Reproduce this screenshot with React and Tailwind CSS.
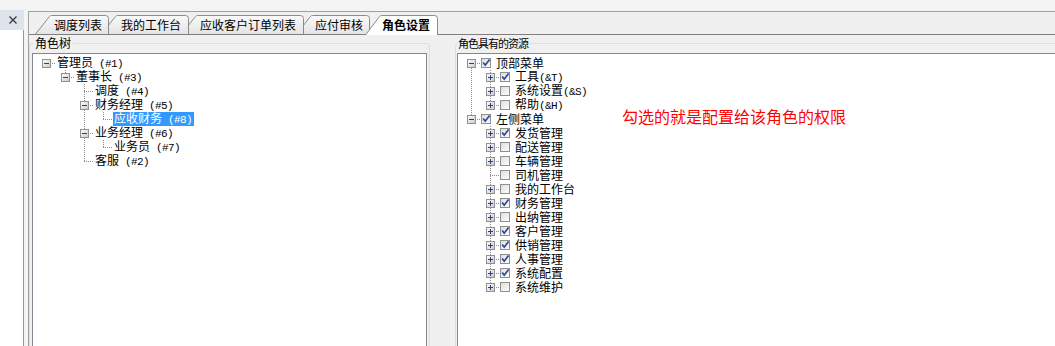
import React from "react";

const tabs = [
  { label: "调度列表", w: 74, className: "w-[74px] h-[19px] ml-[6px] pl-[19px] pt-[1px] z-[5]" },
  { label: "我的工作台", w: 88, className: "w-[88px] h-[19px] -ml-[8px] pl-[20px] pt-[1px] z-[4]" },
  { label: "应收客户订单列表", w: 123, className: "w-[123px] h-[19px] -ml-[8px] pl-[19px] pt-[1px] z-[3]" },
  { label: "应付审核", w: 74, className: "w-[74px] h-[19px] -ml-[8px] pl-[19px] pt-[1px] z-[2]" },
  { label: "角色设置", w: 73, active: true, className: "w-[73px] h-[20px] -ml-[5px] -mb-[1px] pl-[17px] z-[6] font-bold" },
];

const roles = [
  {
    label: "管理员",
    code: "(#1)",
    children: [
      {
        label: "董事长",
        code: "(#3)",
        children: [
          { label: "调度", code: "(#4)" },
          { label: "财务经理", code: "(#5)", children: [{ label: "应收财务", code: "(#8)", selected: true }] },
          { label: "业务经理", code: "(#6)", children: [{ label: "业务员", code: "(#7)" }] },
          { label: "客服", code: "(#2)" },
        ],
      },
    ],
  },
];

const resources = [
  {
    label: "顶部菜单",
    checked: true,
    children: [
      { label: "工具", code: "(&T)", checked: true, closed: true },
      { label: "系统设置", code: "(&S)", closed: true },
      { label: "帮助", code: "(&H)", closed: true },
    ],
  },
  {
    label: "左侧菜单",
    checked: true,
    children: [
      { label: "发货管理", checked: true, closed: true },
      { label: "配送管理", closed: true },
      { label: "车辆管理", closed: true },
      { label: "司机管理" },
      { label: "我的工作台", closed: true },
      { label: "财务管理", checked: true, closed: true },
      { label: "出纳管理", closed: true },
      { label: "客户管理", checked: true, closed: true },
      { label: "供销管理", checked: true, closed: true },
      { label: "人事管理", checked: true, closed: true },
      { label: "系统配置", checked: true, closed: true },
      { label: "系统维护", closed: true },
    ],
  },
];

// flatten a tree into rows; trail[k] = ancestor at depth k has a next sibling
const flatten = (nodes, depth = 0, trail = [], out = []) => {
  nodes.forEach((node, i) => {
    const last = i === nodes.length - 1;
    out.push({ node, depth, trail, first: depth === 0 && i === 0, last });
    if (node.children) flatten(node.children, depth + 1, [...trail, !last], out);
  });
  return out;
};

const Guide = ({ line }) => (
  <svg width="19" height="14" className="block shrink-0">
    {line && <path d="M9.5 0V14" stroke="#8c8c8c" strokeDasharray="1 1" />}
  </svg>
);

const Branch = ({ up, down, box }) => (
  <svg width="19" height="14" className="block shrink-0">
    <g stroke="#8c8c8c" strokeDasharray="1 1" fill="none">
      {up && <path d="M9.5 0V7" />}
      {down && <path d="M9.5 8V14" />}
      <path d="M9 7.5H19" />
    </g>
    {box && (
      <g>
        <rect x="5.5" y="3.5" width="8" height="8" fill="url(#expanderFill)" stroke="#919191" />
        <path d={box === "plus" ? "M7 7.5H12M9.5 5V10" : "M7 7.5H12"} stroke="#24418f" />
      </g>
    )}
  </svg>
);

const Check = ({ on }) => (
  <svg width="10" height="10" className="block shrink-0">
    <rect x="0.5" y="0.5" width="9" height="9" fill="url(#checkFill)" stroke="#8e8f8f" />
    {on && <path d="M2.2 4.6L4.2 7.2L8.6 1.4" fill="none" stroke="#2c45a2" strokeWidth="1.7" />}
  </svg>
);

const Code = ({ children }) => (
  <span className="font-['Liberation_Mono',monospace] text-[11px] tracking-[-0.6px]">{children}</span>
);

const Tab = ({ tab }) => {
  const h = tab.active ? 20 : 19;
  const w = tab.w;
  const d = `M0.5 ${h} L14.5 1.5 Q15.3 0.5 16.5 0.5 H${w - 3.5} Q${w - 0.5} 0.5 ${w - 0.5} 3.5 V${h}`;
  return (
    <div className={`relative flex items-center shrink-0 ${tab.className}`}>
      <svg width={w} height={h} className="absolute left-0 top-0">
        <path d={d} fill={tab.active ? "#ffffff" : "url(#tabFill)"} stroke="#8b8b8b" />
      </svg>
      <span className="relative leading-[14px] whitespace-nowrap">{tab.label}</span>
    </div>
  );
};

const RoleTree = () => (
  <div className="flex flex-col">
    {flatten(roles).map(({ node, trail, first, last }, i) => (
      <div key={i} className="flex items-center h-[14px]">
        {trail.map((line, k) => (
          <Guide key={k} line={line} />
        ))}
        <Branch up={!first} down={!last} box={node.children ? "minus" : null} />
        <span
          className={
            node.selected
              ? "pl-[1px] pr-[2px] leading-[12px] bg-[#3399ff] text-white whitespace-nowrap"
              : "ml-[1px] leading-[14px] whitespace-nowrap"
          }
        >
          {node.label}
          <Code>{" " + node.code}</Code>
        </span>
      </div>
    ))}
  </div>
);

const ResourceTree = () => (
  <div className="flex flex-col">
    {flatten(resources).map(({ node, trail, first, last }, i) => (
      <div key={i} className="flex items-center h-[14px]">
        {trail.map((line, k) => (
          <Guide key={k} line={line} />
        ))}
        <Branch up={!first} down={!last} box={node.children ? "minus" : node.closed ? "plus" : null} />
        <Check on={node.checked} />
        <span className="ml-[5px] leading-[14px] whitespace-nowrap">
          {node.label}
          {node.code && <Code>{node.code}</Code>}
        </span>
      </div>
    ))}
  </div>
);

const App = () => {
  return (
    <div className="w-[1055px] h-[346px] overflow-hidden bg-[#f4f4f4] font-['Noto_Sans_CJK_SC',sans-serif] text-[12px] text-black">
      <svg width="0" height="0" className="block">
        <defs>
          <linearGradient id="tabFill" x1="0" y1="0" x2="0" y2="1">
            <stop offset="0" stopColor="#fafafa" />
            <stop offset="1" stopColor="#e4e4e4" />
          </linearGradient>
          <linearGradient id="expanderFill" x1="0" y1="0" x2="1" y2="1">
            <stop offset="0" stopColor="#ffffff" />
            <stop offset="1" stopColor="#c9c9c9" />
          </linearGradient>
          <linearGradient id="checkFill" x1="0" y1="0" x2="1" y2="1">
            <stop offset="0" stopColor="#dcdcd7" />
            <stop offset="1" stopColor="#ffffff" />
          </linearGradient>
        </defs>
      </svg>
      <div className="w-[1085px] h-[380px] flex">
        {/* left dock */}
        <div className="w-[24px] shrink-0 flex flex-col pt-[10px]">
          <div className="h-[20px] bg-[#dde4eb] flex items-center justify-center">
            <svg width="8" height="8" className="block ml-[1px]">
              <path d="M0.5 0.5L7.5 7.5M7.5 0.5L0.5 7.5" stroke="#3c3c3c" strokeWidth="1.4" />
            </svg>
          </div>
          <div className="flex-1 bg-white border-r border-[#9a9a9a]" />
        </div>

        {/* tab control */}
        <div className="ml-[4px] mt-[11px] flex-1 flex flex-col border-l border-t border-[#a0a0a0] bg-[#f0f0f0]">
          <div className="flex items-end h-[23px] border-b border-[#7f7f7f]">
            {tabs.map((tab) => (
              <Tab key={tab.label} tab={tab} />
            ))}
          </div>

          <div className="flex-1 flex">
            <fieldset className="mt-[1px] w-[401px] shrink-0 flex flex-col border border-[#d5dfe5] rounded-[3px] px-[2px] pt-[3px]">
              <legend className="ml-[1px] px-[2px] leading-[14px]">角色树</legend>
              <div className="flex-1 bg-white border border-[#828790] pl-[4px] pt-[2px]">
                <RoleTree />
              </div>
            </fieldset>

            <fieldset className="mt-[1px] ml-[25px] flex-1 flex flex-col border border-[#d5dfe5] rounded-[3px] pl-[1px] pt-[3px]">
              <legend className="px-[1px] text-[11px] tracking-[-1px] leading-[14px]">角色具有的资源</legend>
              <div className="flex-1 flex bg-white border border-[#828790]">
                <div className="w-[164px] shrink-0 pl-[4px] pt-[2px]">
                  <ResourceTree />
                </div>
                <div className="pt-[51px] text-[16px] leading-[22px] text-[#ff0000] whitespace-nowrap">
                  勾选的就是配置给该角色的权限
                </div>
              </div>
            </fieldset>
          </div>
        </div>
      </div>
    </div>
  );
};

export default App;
################
_WRITTEN TASK:_
Leave out the pictures and repeat exactly the lines from the start of the material through the line that contains "import React from", both included.

_PROBLEM SOLUTION:_
Reproduce this screenshot with React and Tailwind CSS.
import React from "react";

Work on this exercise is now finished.